Ph.D., Comparative Literature
Rachel Pollack wrote the following about ONE GODS
A fascinating book. Janet Rudolph has done some strong research, much deeper than the usual deconstruction of patriarchal myths and Bible passages. I really like the respect and awareness she brings to the Hebrew scriptures, along with a strong cross-cultural approach.
Rachel Pollock is a maven-extraordinaire of the Tarot, creator of The Shining Tribe Tarot and author of many books including The Child Eater and Seventy-Eight Degrees of Wisdom: A Book of Tarot.
In doing research for my book ONE GODS: The Mystic Pagan’s Guide to the Bible I have noticed that many symbols of deep religious meaning are multi-faceted and have several layers of meaning. For some the layers of meaning go deeper as one becomes more adept but for some, the multi-layers are an indication of their depth and importance. The Zohar makes this same point: “Just as God is infinite, so is the word of God infinite, imbued with meanings that transcend any one particular interpretation. It is upon us to drink from the word not as limited from a chalice but as from an eternal wellspring, and to find everfresh meaning in it for each of our life situations.”
This quote comes from The Way of the Boundary Crosser by Gershon Winkler. The reference is Sefer HaZohar (Bamidbar 152a).
Ancient Hebrew was written with pictographs much like (and sometimes the same as) Egyptian hieroglyphs. Hieroglyph literally means sacred script. Glyph means writing and hiero means sacred or holy.

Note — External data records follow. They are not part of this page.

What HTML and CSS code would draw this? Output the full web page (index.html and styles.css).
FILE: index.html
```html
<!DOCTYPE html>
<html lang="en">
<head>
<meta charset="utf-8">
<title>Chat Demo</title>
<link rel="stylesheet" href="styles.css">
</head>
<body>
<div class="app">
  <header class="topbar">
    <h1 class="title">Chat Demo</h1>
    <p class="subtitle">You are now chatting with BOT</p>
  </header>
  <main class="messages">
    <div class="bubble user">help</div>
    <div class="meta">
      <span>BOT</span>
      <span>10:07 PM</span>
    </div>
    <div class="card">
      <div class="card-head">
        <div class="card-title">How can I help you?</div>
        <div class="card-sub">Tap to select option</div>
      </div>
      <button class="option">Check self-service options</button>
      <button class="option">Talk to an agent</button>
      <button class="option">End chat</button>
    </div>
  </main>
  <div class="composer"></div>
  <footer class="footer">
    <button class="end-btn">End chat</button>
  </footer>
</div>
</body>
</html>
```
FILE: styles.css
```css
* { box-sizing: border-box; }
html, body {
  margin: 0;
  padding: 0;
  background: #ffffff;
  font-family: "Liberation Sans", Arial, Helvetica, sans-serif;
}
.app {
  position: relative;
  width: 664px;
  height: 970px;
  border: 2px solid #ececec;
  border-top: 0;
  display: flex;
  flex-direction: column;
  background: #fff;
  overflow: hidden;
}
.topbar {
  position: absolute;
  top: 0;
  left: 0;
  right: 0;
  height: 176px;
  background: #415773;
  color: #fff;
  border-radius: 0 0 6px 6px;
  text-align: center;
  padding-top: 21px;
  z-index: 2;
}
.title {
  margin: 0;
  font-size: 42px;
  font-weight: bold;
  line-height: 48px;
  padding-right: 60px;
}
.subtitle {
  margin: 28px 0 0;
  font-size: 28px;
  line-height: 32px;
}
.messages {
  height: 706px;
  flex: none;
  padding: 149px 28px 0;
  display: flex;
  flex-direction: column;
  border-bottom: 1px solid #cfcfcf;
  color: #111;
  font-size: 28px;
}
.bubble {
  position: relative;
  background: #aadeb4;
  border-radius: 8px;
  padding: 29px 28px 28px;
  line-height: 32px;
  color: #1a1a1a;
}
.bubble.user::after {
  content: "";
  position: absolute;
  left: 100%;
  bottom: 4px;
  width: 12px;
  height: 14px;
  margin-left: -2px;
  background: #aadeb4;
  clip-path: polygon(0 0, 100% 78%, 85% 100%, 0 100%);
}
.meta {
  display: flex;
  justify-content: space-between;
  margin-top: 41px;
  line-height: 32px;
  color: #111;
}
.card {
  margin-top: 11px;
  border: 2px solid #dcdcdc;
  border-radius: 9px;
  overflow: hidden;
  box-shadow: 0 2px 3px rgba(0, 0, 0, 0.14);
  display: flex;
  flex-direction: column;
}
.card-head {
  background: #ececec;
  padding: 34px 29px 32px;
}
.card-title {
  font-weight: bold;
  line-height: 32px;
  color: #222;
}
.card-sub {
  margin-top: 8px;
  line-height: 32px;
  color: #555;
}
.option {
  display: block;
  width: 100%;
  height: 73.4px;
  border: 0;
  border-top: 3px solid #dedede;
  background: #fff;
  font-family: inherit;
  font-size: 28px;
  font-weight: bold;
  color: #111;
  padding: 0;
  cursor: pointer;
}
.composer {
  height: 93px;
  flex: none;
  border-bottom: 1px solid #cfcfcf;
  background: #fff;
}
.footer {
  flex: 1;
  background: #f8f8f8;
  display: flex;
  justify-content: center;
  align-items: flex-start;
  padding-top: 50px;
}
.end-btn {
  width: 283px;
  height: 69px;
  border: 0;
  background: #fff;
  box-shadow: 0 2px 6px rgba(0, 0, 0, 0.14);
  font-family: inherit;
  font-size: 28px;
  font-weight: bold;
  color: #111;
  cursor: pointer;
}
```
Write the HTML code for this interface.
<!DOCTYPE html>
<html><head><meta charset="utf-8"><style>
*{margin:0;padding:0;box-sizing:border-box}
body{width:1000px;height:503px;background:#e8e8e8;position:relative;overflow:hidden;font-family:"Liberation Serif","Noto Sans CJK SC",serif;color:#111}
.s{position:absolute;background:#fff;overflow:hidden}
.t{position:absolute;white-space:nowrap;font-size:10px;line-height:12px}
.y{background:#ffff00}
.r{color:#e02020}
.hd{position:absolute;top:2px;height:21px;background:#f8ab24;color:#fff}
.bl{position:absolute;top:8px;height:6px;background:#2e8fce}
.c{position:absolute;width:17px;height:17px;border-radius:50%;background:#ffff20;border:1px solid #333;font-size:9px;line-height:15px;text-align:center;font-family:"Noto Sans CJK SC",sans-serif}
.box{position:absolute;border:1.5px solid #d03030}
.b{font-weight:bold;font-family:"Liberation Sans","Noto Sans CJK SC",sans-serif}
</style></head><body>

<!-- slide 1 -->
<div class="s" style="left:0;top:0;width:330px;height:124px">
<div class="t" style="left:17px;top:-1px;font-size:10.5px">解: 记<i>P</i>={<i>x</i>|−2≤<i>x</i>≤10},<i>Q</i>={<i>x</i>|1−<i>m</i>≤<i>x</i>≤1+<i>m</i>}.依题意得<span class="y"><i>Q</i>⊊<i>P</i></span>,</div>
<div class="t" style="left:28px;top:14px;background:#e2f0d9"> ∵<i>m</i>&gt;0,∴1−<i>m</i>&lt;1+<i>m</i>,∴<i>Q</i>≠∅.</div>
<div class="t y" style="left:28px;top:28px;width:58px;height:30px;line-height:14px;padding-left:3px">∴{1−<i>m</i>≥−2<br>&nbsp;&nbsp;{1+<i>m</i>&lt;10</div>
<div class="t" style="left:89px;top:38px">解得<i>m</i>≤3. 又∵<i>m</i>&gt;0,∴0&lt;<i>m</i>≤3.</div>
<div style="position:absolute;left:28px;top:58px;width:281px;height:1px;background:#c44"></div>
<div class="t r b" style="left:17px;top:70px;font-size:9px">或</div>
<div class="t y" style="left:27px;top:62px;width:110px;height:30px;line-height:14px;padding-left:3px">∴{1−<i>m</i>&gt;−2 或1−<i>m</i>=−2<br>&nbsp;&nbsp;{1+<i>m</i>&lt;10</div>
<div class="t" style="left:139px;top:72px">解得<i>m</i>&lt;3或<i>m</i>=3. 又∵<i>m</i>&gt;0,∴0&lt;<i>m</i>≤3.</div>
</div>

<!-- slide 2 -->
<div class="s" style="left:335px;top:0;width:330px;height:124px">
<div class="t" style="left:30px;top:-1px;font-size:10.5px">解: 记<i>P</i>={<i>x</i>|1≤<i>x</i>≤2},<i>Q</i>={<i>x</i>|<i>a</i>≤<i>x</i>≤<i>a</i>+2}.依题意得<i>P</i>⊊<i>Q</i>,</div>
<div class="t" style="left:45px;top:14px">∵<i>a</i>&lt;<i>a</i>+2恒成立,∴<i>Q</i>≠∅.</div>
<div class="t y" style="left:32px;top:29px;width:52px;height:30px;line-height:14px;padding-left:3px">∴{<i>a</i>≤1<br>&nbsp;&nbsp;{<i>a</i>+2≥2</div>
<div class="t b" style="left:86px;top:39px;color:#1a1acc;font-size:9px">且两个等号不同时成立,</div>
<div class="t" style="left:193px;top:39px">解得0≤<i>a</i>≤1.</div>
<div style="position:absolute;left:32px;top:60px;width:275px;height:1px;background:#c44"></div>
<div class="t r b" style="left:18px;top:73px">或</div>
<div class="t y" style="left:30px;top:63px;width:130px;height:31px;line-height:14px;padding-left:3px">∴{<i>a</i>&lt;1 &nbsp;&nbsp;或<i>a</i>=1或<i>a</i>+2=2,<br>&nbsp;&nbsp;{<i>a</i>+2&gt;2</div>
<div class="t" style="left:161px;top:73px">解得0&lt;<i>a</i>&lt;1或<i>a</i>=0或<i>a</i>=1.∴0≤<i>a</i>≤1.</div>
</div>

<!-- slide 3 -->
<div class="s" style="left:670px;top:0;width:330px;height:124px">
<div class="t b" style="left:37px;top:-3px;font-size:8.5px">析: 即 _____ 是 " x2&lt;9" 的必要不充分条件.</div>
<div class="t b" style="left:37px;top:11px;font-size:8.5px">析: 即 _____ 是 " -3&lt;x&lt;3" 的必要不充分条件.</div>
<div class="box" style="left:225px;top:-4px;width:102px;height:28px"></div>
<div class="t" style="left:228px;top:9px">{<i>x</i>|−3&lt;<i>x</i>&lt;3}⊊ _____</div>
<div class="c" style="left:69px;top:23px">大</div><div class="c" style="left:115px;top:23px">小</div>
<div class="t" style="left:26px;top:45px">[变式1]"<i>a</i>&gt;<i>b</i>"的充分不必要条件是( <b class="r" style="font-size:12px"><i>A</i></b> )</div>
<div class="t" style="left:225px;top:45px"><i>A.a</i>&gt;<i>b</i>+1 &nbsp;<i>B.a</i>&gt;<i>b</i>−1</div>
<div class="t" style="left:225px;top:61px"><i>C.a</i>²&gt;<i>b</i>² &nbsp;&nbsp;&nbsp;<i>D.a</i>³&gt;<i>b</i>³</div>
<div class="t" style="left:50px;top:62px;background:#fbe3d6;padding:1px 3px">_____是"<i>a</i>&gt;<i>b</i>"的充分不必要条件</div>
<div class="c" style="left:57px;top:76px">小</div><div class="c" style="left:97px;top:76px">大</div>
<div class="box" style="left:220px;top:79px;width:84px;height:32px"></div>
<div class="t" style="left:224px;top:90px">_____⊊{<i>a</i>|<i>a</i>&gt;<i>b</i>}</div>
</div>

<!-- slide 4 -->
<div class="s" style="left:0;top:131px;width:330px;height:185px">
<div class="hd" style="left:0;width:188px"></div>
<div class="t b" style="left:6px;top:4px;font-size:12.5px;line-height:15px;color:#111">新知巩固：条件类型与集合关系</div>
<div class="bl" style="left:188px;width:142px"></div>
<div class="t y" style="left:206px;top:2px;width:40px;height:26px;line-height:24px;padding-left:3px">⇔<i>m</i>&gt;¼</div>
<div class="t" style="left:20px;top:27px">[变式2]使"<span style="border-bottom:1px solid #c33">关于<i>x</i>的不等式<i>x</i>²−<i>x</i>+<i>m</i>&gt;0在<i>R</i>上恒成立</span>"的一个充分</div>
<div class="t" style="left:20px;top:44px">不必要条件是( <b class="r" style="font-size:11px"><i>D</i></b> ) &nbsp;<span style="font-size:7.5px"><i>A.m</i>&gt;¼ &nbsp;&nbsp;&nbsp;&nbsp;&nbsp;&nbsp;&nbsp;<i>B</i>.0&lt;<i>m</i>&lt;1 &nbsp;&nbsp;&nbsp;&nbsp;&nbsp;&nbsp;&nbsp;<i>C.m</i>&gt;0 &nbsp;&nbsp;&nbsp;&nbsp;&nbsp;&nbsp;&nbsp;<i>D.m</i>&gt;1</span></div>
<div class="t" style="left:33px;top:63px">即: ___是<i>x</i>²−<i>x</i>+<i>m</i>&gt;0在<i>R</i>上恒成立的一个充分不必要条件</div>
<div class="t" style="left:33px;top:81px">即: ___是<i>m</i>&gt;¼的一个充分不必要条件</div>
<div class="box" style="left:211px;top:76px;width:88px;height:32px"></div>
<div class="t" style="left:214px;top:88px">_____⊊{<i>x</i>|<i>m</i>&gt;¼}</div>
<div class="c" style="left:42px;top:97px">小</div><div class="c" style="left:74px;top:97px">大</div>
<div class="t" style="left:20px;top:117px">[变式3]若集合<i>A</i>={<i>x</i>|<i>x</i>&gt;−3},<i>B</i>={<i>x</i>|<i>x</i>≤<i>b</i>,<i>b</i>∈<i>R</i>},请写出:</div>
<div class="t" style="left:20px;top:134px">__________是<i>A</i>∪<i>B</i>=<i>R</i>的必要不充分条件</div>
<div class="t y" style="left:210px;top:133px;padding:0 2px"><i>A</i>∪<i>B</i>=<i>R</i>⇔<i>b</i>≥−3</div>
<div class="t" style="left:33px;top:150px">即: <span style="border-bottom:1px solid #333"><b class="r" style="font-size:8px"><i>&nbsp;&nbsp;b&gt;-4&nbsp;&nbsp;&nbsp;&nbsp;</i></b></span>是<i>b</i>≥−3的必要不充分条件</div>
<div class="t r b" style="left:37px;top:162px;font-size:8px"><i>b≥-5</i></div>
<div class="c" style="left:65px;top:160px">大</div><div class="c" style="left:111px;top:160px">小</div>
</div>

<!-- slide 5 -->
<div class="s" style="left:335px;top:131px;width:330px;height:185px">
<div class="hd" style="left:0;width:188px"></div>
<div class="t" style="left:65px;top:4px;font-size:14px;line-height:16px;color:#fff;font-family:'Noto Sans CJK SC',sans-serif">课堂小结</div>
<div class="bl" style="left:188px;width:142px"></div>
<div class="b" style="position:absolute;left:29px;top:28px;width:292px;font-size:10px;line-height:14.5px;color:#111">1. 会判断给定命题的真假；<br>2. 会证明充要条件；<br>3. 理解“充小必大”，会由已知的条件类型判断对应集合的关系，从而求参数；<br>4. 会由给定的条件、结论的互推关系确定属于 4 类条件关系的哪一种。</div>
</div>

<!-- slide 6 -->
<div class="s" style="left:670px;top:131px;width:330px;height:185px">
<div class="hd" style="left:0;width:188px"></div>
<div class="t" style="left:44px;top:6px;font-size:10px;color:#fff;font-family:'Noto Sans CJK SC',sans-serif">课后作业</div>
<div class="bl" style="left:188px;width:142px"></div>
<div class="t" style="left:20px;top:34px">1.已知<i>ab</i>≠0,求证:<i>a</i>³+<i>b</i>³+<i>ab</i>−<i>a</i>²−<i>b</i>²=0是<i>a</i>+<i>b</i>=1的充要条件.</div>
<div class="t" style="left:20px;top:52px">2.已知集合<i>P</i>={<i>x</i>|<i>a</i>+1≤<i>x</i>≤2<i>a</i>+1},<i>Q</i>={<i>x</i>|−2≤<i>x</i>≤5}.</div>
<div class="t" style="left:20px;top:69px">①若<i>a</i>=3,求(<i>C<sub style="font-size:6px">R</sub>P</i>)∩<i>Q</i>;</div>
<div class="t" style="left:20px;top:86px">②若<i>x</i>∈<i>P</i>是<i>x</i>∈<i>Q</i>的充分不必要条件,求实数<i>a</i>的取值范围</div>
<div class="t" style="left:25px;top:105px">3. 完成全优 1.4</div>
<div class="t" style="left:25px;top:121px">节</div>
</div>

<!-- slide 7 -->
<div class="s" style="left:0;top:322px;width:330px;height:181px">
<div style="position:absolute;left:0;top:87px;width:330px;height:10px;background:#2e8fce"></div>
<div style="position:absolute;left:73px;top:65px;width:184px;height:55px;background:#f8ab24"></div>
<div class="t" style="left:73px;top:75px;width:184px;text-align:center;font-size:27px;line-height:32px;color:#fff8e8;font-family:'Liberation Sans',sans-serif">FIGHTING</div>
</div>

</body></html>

In this and my next few posts I am going to look at three letters which form a very important word in the Bible. It is a word we are all familiar with but in common translations appears very different than its pictographic meaning. I will reveal the word and its importance when all three letters have been presented.
Ancient letters put together form a rebus or a word puzzle which helps us to understand its original meaning. These meanings are frequently lost when the text is translated into English.
The pictograph of B is considered by many to be the inside layout of a tent from the time period. The entrance to the dwelling or home is in the upper left corner and there is a separation between the men’s and women’s sections (with the women’s section being the interior). There is, however, another meaning to this pictograph. It can be seen as the very center of a labyrinth. Labyrinths and spirals have long been considered to be the womb of the great mother goddess. What is born through such a pathway? Life here on earth. In fact throughout Neolithic Europe, figurines of goddesses can be found which have the symbol of the ancient B inscribed on Her belly, Her womb. (Note: I have several of these images in my book ONE GODS: The Mystic Pagan’s Guide to the Bible.)
So the letter B can mean all that is quintessentially Earth material. All that has been birthed from the Great Goddess. It represents our home here on the Earth which includes us in our mortal bodies.
From my book:
ONE GODS: The Mystic Pagan’s Guide to the Bible is a shamanic exploration of the Bible’s great journeys, struggles, quests, heroes, and heroines. Janet Rudolph’s ground-breaking book is an extra-ordinary look at Biblical mysticism and mystery. In her telling, it was Eve’s birthright to eat the fruit from the Tree of Life for it bears her name – Eve in Hebrew means life.
Drawing on spiritual forensics, she traces the footsteps of legends such as Noah, Abraham, Sarah, Jacob and Moses across cultures and time. The enigmas of healing serpents, burning bushes, heavenly ladders and more are traced from the ancient mystery schools of Egypt and MesoAmerica to the standing stones of the Celts and beyond.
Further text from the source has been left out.